Birthday Perorations in Okinawa

On my birthday, I treated myself to a double cheeseburger at McDonalds. I was walking around that morning and I got hungry. If you were in Kokusai St. in downtown of Naha City, Okinawa, Japan, you’d discover that even if you wanted to treat yourself to a good meal because it’s your birthday, budget and prices will prohibit you, and you’ll quickly discover that McDonalds’ is the cheapest place to eat. And so on the day I turned a year older, I had me a burger with fries and a large diet soda.

Playing the tourist at Kokusai Street, Naha City, Okinawa


It was my plan to spend the day by myself. And of all places, I spent it on a location where the exotic characters that left me illiterate and child-like, and the unknown language made the aloneness virtually complete. It was a strange and yet compelling experience, an existential exercise one needs to subject oneself occasionally. When the familiar is taken away, and the crutches of the usual are displaced, one is forced to confront that which cannot be taken out – the Cartesian self. So, with only myself as company, I began to explore Okinawa, and the exploration soon became a brooding inward journey to self. It was an odyssey long overdue.

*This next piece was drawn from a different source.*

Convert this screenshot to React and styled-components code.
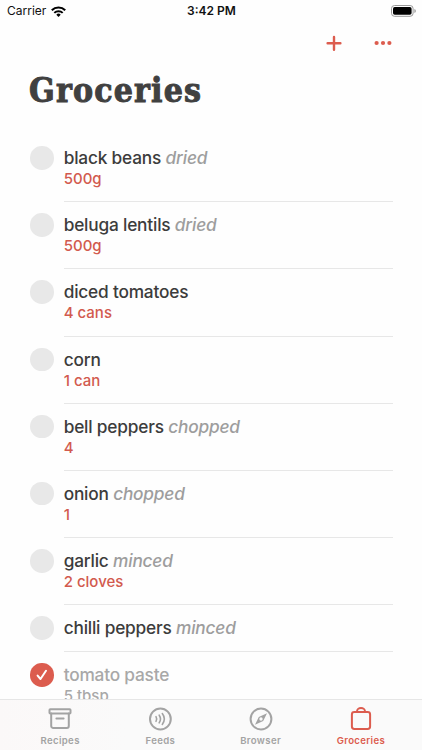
import React from "react"
import styled, { createGlobalStyle } from "styled-components"

const GlobalStyle = createGlobalStyle`
  * {
    box-sizing: border-box;
  }
  body {
    margin: 0;
    background: #fefefe;
    font-family: Inter, "Liberation Sans", sans-serif;
    -webkit-font-smoothing: antialiased;
  }
`

const Screen = styled.div`
  display: flex;
  flex-direction: column;
  width: 422px;
  height: 750px;
  overflow: hidden;
  background: #fefefe;
`

const StatusBar = styled.header`
  display: grid;
  grid-template-columns: 1fr auto 1fr;
  align-items: center;
  flex: none;
  height: 22px;
  padding: 0 6px 0 7px;
  color: #111;
  font-size: 12px;
  line-height: 22px;
`

const Carrier = styled.span`
  display: flex;
  align-items: center;
  gap: 5px;
`

const Clock = styled.time`
  font-weight: 600;
  font-size: 12px;
`

const Battery = styled.svg`
  justify-self: end;
`

const Actions = styled.div`
  display: flex;
  justify-content: flex-end;
  align-items: center;
  flex: none;
  gap: 27.5px;
  height: 42px;
  padding-right: 28px;
`

const ActionButton = styled.button`
  display: flex;
  padding: 0;
  border: 0;
  background: none;
  color: #dc5c4e;
`

const Title = styled.h1`
  flex: none;
  height: 71px;
  margin: 0;
  padding: 6px 0 0 29px;
  color: #404040;
  font-family: "DejaVu Serif Condensed", "DejaVu Serif", serif;
  font-stretch: condensed;
  font-weight: 700;
  font-size: 33.5px;
  line-height: 42px;
  letter-spacing: 1.15px;
  -webkit-text-stroke: 0.9px #404040;
`

const List = styled.ul`
  flex: 1;
  min-height: 0;
  margin: 0;
  padding: 0 29px 0 30px;
  overflow: hidden;
  list-style: none;
`

const Item = styled.li`
  display: flex;
  gap: 10.2px;
`

const Check = styled.span`
  display: flex;
  align-items: center;
  justify-content: center;
  flex: none;
  width: 23.5px;
  height: 23.5px;
  margin-top: 11px;
  border-radius: 50%;
  background: ${props => (props.$done ? "#dc5c4e" : "#e8e8e8")};
`

const ItemBody = styled.div`
  flex: 1;
  padding: 12px 0;
  border-bottom: 1px solid #e7e7e7;
  white-space: nowrap;
`

const Name = styled.div`
  height: 22px;
  color: ${props => (props.$done ? "#a8a8a8" : "#3c3c3c")};
  font-weight: ${props => (props.$done ? 500 : 530)};
  font-size: 17.3px;
  line-height: 22px;
  letter-spacing: -0.2px;
`

const Note = styled.em`
  color: #9d9d9d;
  font-weight: 500;
`

const Quantity = styled.div`
  height: 20.2px;
  color: ${props => (props.$done ? "#a8a8a8" : "#d25a4e")};
  font-weight: 530;
  font-size: 15px;
  line-height: 20.2px;
  letter-spacing: 0;
`

const TabBar = styled.nav`
  display: grid;
  grid-template-columns: repeat(4, 1fr);
  flex: none;
  height: 51px;
  padding: 0 11px 0 10px;
  border-top: 1px solid #e6e6e6;
  background: linear-gradient(to right, #fbf8f8, #fafafa 30%);
`

const Tab = styled.a`
  display: flex;
  flex-direction: column;
  align-items: center;
  padding-top: 7px;
  color: ${props => (props.$active ? "#dc5c4e" : "#a3a3a3")};
  font-weight: 600;
  font-size: 9.6px;
  line-height: 15px;
  letter-spacing: 0.35px;
`

const TabIcon = styled.svg`
  display: block;
  width: 24px;
  height: 24px;
  margin-bottom: 2px;
  fill: none;
  stroke: currentColor;
  stroke-width: 2;
  stroke-linecap: round;
  stroke-linejoin: round;
`

const groceries = [
  { name: "black beans", note: "dried", quantity: "500g" },
  { name: "beluga lentils", note: "dried", quantity: "500g" },
  { name: "diced tomatoes", quantity: "4 cans" },
  { name: "corn", quantity: "1 can" },
  { name: "bell peppers", note: "chopped", quantity: "4" },
  { name: "onion", note: "chopped", quantity: "1" },
  { name: "garlic", note: "minced", quantity: "2 cloves" },
  { name: "chilli peppers", note: "minced" },
  { name: "tomato paste", quantity: "5 tbsp", done: true },
]

const tabs = [
  {
    label: "Recipes",
    icon: (
      <>
        <rect x="1.5" y="2.2" width="21" height="4.4" rx="0.8" />
        <path d="M3.2 6.6V19a2 2 0 0 0 2 2h13.6a2 2 0 0 0 2-2V6.6M8.4 11.4h7.2" />
      </>
    ),
  },
  {
    label: "Feeds",
    icon: (
      <>
        <circle cx="12.4" cy="12" r="10.4" />
        <path
          strokeWidth="1.6"
          d="M8 9.7Q9.4 12 8 14.3M11.2 8.2Q13.8 12 11.2 15.8M14.3 6.6Q18.4 12 14.3 17.4"
        />
      </>
    ),
  },
  {
    label: "Browser",
    icon: (
      <>
        <circle cx="12" cy="12" r="10.4" />
        <path
          fill="currentColor"
          stroke="none"
          fillRule="evenodd"
          d="M18 6.2L14.2 14.1L6 17.8L9.8 9.9ZM12 10.3a1.7 1.7 0 1 0 0 3.4a1.7 1.7 0 0 0 0-3.4Z"
        />
      </>
    ),
  },
  {
    label: "Groceries",
    active: true,
    icon: (
      <>
        <rect x="2.9" y="5" width="18.2" height="17" rx="2.4" />
        <path d="M8 5V4.4a4 3.4 0 0 1 8 0V5" />
      </>
    ),
  },
]

const App = () => (
  <>
    <GlobalStyle />
    <Screen>
      <StatusBar>
        <Carrier>
          Carrier
          <svg width="15" height="11" viewBox="0 0 15 11" fill="none" stroke="#000">
            <path strokeWidth="2.1" d="M0.8 4.2a9.5 9.5 0 0 1 13.4 0" />
            <path strokeWidth="2" d="M3.3 6.9a6 6 0 0 1 8.4 0" />
            <path fill="#000" stroke="none" d="M7.5 10.9L5.3 8.7a3.1 3.1 0 0 1 4.4 0Z" />
          </svg>
        </Carrier>
        <Clock>3:42 PM</Clock>
        <Battery width="25" height="12" viewBox="0 0 25 12">
          <rect x="0.5" y="0.5" width="21.6" height="10.8" rx="3" fill="none" stroke="#999" />
          <rect x="2" y="2" width="18.6" height="7.8" rx="1.7" />
          <path fill="#999" d="M23.4 4v4a2.1 2.1 0 0 0 0-4Z" />
        </Battery>
      </StatusBar>
      <Actions>
        <ActionButton aria-label="Add">
          <svg width="22" height="22" viewBox="0 0 22 22">
            <path
              d="M11 4.9v12.8M4.6 11.3h12.8"
              stroke="currentColor"
              strokeWidth="2.4"
              strokeLinecap="round"
            />
          </svg>
        </ActionButton>
        <ActionButton aria-label="More">
          <svg width="22" height="22" viewBox="0 0 22 22" fill="currentColor">
            <circle cx="4.6" cy="11" r="2.1" />
            <circle cx="11" cy="11" r="2.1" />
            <circle cx="17.4" cy="11" r="2.1" />
          </svg>
        </ActionButton>
      </Actions>
      <Title>Groceries</Title>
      <List>
        {groceries.map(({ name, note, quantity, done }) => (
          <Item key={name}>
            <Check $done={done}>
              {done && (
                <svg width="12" height="12" viewBox="0 0 12 12">
                  <path
                    d="M1.6 6.6L4.5 10L10 1.8"
                    fill="none"
                    stroke="#fff"
                    strokeWidth="2"
                    strokeLinecap="round"
                    strokeLinejoin="round"
                  />
                </svg>
              )}
            </Check>
            <ItemBody>
              <Name $done={done}>
                {name} {note && <Note>{note}</Note>}
              </Name>
              {quantity && <Quantity $done={done}>{quantity}</Quantity>}
            </ItemBody>
          </Item>
        ))}
      </List>
      <TabBar>
        {tabs.map(({ label, icon, active }) => (
          <Tab key={label} $active={active}>
            <TabIcon viewBox="0 0 24 24">{icon}</TabIcon>
            {label}
          </Tab>
        ))}
      </TabBar>
    </Screen>
  </>
)

export default App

Kokusia Street (International Street) surprises, and delights, and shocks ($4 for a bowl of soba!). It is a flood of sensory delights with its vibrant colors and flourishes. It is mainly a commercial district with the garish and the vulgar blends effortlessly with that which is truly sublime and artistic. Kokusai at some point became the microcosm of my Japanese experience (of course they say it is totally a different scenario in Tokyo and other places in Japan, but I was where I was) – unfamiliar, beautiful, exhilarating. At some tucked-away corner, a tiny garden with a fountain and a colorful horse sculpture waits to be discovered, while high school girls in their impossibly short skirts try to act cool and sophisticated as they explore the street and where characters out of a Fellini movie (or should I say, Kurosawa?) mill about. The surreality of the moment was further intensified when a man in full skiing attire (mask, overalls and boots) strode by as if it was nothing out of the ordinary.

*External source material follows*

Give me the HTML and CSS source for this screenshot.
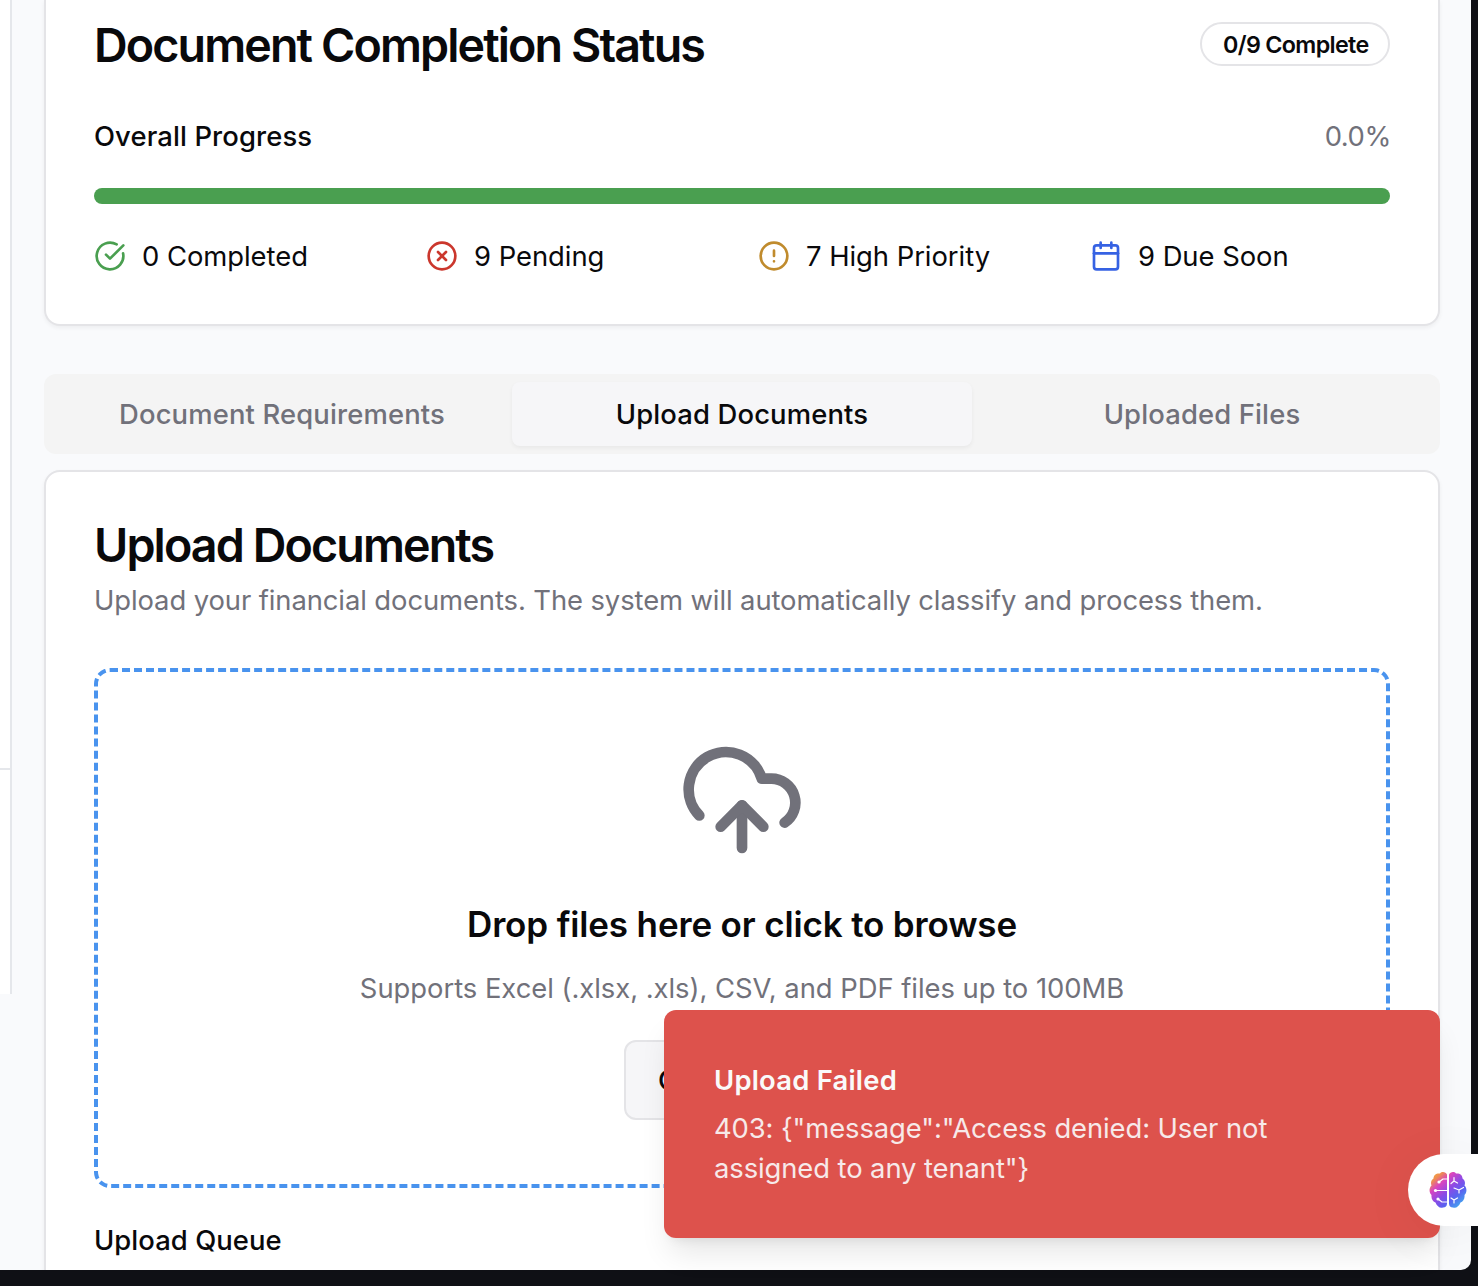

I turn a corner and suddenly I was at the public market – wide, labyrinthine, full of curious things. I have reached the epicenter of this throbbing metropolis, its heart. I sense a vibration quite different from what I am used to. I feel a beat not quite the same one I march to. I gawk at people as they walk by, seemingly involved in their own private world of subsistence and my sense of otherness is magnified by just how familiar yet bewildering the ways things are in this side of the world. It was a disconcerting feeling – this experience of otherness. I was the foreigner. I was the outsider observing the way things go, and the most mundane of things like the act of selling, or street signs or the fishes at the wet market take on significance and mystery that those who live there no longer notice. As I was showing the pictures I took at the market to my friend who was born and who lived in Okinawa all her life, laughed and asked “Why did you take pictures of these? These are ordinary things!”

The public market as the heartbeat of the city

But this disconcerting feeling of otherness is not entirely unpleasant. Some of it I welcome. I am anonymous. I can be someone else. I remember a Luis Joaquin Katigbak story of a man who lost his wallet and went around the mall trying on new identities. I can be someone and can look at myself from an outsider’s perspective and see what I have become. It was my birthday, and therefore was ripe for some introspection (the character on the story was having his birthday as well by the way). And this is what I have come to conclude: The steps that brought me here, in this place, at this time did not happen just because of sheer happenstance. Other things came into play. It was a result of a process that took years in the making – the tentative friendships and connections that were made, the opportunities for growth, the providential hand of Him who is the architect of our lives, and many others. We are the sum total of moments and specific details that only belong to us, and yet are connected, woven to a tapestry of human existence. Can you separate yourself from all these circumstances that made you who you are? I do not think it is possible nor advisable. I am who I am, regardless of unfamiliarity and otherness, shaped, hewn and carved from my very own contextual existence that is bounded by time and space, and yet an essence of transcendence becomes an integral part of my life. And these become the molecules and the moments of the kaleidoscope that make up these sensory revelations.

Perfect way to end a perfect day: a double flat tire on our way home, near midnight. My sympathies to our new-found friend, Tracy whose car needed two brand-new tires and rim. That's Tita Joyce Gray, co-adventurer in the land of the rising sun.

Comments

Anonymous said…
Oops! Forgetful me missed greeting you on your birthday. Happy Birthday, Ptr Bong. :) Happy to hear about your adventure in Japan (tho I can't say the same about the double flat tire). What a way to celebrate--in a foreign land. Interesting.